Text normalization and phoneme conversion
"""
def __init__(self):
self.normalizer = TextNormalizer()
self.g2p = Grapheme2Phoneme() # Grapheme-to-Phoneme
def process(self, text: str) -> list[str]:
"""
Convert text to phoneme sequence
Args:
text: Raw input text
Returns:
List of phonemes
"""
# 1. Normalize text
normalized = self.normalizer.normalize(text)
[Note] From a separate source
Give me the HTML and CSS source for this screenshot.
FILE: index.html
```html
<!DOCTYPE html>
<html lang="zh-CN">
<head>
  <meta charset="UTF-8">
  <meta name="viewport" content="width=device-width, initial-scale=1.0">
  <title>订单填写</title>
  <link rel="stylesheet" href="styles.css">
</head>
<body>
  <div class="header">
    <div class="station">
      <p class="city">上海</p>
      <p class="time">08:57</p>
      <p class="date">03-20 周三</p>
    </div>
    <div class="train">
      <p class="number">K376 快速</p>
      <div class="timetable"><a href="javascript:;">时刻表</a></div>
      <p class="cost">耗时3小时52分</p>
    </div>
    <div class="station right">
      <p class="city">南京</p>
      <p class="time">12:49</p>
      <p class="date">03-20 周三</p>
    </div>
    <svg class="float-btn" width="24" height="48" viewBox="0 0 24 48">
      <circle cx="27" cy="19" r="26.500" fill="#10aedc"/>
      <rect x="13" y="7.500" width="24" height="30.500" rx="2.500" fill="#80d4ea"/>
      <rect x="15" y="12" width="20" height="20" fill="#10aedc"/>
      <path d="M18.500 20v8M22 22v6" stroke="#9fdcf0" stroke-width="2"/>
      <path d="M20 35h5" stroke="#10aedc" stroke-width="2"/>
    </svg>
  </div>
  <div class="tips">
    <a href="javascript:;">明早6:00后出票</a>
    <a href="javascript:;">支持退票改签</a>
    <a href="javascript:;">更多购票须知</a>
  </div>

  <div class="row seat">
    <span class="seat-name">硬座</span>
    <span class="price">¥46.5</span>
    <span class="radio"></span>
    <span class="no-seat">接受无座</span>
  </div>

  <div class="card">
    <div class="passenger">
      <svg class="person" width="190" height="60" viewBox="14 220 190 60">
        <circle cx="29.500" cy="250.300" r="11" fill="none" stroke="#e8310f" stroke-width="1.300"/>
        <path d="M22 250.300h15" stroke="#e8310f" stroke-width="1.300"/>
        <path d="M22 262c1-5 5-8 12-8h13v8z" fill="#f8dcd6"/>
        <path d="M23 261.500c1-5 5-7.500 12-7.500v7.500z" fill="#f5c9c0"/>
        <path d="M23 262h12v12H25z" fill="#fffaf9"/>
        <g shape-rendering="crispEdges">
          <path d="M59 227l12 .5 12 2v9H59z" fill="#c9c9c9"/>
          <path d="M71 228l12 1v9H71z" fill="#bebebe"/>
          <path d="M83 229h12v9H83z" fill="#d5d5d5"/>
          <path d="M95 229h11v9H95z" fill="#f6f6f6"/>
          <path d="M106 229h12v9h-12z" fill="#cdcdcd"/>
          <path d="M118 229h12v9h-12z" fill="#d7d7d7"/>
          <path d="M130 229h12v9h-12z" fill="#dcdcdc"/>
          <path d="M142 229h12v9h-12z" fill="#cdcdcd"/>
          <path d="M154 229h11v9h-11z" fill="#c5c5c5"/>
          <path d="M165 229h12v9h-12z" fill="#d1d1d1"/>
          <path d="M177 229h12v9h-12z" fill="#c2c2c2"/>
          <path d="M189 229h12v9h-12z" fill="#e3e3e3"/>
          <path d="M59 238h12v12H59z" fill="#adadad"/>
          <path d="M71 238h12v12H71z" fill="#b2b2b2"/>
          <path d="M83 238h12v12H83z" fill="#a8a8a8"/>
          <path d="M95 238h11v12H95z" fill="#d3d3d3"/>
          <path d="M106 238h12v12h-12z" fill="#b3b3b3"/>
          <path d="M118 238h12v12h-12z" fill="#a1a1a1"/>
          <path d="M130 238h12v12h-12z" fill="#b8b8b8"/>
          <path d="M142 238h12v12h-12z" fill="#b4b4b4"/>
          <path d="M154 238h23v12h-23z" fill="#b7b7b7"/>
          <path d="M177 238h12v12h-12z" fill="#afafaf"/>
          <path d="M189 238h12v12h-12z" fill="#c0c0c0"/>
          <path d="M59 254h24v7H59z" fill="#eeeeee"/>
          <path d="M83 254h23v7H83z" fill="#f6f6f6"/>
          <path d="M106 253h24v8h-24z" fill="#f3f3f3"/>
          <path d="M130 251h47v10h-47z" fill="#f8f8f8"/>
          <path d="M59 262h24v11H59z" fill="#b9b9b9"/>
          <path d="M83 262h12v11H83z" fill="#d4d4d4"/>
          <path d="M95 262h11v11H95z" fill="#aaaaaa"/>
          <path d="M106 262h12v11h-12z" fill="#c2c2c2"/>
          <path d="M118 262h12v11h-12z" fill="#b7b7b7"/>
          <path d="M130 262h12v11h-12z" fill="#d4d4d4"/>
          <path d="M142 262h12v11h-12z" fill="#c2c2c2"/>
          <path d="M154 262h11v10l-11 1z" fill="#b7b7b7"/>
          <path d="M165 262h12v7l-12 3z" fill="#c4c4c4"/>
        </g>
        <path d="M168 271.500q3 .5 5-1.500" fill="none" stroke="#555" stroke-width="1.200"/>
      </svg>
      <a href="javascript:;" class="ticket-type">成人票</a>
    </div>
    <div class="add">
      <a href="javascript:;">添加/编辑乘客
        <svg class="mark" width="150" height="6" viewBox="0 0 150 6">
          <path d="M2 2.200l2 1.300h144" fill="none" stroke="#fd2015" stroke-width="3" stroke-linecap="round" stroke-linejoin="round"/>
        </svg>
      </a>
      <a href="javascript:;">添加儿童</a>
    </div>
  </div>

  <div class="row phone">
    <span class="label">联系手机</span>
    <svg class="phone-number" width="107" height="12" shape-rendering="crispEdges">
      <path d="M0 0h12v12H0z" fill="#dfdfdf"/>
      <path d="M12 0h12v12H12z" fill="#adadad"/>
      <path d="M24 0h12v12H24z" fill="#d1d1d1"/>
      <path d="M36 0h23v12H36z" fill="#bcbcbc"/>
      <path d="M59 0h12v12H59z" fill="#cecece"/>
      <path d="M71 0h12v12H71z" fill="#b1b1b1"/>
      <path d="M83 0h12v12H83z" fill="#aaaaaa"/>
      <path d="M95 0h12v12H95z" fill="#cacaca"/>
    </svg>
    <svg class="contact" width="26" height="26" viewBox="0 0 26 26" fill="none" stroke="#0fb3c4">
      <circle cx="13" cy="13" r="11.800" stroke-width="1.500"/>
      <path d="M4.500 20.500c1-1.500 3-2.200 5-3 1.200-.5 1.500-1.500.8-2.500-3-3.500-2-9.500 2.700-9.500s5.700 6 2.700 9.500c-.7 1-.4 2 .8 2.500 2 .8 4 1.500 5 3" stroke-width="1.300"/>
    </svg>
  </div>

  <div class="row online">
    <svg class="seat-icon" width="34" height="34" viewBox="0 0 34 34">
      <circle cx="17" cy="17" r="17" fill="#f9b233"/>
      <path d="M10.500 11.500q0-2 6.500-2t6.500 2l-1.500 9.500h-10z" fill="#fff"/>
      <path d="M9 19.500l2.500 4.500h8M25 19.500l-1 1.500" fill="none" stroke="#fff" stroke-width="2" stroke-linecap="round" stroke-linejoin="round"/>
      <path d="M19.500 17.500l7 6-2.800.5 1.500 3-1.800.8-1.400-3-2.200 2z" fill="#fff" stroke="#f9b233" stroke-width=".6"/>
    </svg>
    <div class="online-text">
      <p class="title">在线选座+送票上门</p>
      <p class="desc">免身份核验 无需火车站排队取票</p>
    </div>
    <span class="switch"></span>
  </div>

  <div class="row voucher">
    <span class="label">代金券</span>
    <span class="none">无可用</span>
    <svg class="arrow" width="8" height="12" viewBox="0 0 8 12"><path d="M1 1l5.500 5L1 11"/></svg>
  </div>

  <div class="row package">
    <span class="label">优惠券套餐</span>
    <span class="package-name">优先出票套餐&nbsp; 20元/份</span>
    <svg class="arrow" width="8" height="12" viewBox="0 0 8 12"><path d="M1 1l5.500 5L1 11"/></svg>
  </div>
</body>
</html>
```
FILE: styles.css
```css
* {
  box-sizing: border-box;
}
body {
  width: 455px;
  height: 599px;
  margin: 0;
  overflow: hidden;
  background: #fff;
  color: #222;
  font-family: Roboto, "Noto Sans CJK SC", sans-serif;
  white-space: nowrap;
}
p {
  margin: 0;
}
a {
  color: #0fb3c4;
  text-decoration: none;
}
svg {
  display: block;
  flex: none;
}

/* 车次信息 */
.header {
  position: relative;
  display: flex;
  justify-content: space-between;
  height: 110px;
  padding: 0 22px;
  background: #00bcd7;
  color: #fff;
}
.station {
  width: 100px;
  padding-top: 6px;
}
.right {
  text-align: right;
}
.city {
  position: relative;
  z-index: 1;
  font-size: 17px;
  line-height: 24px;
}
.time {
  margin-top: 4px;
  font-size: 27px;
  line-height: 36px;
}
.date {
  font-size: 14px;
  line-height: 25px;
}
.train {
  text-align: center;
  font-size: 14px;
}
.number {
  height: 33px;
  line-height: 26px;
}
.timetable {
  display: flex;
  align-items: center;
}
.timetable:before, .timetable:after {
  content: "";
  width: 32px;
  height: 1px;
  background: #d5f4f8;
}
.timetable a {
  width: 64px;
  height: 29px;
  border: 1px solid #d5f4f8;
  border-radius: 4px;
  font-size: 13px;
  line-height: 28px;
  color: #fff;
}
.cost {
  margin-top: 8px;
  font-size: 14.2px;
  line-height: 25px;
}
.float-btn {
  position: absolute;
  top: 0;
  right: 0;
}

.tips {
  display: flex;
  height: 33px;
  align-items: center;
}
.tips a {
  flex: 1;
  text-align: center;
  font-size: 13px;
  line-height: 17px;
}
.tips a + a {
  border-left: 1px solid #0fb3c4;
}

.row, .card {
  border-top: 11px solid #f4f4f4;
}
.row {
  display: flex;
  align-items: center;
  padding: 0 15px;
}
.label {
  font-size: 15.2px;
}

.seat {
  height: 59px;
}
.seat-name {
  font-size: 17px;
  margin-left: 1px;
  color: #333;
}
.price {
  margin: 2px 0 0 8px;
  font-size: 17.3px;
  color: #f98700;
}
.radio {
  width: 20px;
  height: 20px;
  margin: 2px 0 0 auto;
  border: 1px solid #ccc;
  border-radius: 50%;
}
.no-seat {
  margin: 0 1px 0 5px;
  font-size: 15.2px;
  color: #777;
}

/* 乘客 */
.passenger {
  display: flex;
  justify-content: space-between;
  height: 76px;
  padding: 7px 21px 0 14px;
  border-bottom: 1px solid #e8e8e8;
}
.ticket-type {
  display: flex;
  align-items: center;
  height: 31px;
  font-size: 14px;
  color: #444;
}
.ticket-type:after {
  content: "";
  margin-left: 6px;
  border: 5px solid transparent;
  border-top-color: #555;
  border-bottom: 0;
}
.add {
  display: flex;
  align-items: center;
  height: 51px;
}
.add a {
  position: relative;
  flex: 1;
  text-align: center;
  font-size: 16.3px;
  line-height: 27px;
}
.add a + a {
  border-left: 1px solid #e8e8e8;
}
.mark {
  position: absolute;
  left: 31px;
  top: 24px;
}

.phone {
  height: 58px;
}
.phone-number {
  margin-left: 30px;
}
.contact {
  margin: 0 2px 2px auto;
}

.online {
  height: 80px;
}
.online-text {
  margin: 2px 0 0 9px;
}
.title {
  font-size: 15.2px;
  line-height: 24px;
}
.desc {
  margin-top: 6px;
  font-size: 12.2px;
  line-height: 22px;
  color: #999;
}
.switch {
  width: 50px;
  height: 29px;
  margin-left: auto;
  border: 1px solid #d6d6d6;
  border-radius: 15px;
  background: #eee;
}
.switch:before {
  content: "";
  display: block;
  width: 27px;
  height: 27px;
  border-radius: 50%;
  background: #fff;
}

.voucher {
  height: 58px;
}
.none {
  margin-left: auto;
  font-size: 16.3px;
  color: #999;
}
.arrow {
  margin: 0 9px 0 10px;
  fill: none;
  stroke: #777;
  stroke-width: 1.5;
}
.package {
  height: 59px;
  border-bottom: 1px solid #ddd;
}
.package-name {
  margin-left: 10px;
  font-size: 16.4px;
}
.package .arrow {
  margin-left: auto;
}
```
# "Dr. Smith has $100" → "Doctor Smith has one hundred dollars"
# 2. Convert to phonemes
phonemes = self.g2p.convert(normalized)
# "hello" → ['HH', 'AH', 'L', 'OW']
return phonemes
class TextNormalizer:
"""
Normalize text (expand abbreviations, numbers, etc.)
"""
def normalize(self, text: str) -> str:
text = self._expand_abbreviations(text)
text = self._expand_numbers(text)
text = self._expand_symbols(text)
return text
def _expand_abbreviations(self, text: str) -> str:
"""Dr. → Doctor, Mr. → Mister, etc."""
expansions = {
'Dr.': 'Doctor',
'Mr.': 'Mister',
'Mrs.': 'Misses',
'Ms.': 'Miss',
'St.': 'Street',
}
for abbr, expansion in expansions.items():
text = text.replace(abbr, expansion)
return text
def _expand_numbers(self, text: str) -> str:
"""$100 → one hundred dollars"""
import re
# Currency
text = re.sub(r'\$(\d+)', r'\1 dollars', text)
# Years
text = re.sub(r'(\d{4})', self._year_to_words, text)
return text
def _year_to_words(self, match) -> str:
"""Convert year to words: 2024 → twenty twenty-four"""
# Simplified implementation
return match.group(0) # Placeholder
def _expand_symbols(self, text: str) -> str:
"""@ → at, % → percent, etc."""
symbols = {
'@': 'at',
'%': 'percent',
'#': 'number',
'&': 'and',
}
for symbol, expansion in symbols.items():
text = text.replace(symbol, expansion)
return text
2. Acoustic Model
Generates mel spectrogram from text/phonemes.
Tacotron 2 Architecture (simplified):
Input: Phoneme sequence
↓
[Character Embeddings]
↓
[Encoder] (Bidirectional LSTM)
↓
[Attention] (Location-sensitive)
↓
[Decoder] (Autoregressive LSTM)
↓
[Mel Predictor]
↓
Output: Mel Spectrogram
import torch
import torch.nn as nn
class SimplifiedTacotron(nn.Module):
"""
Simplified Tacotron-style acoustic model
Real Tacotron 2 is much more complex!
"""
def __init__(
self,
vocab_size: int,
embedding_dim: int = 512,
encoder_hidden: int = 256,
decoder_hidden: int = 1024,
n_mels: int = 80
):
super().__init__()
# Character/phoneme embeddings
self.embedding = nn.Embedding(vocab_size, embedding_dim)
# Encoder
self.encoder = nn.LSTM(
embedding_dim,
encoder_hidden,
num_layers=3,
batch_first=True,
bidirectional=True
)
# Attention
self.attention = LocationSensitiveAttention(
encoder_hidden * 2, # Bidirectional
decoder_hidden
)
# Decoder
self.decoder = nn.LSTMCell(
encoder_hidden * 2 + n_mels, # Context + previous mel frame
decoder_hidden
)
# Mel predictor
self.mel_predictor = nn.Linear(decoder_hidden, n_mels)
# Stop token predictor
self.stop_predictor = nn.Linear(decoder_hidden, 1)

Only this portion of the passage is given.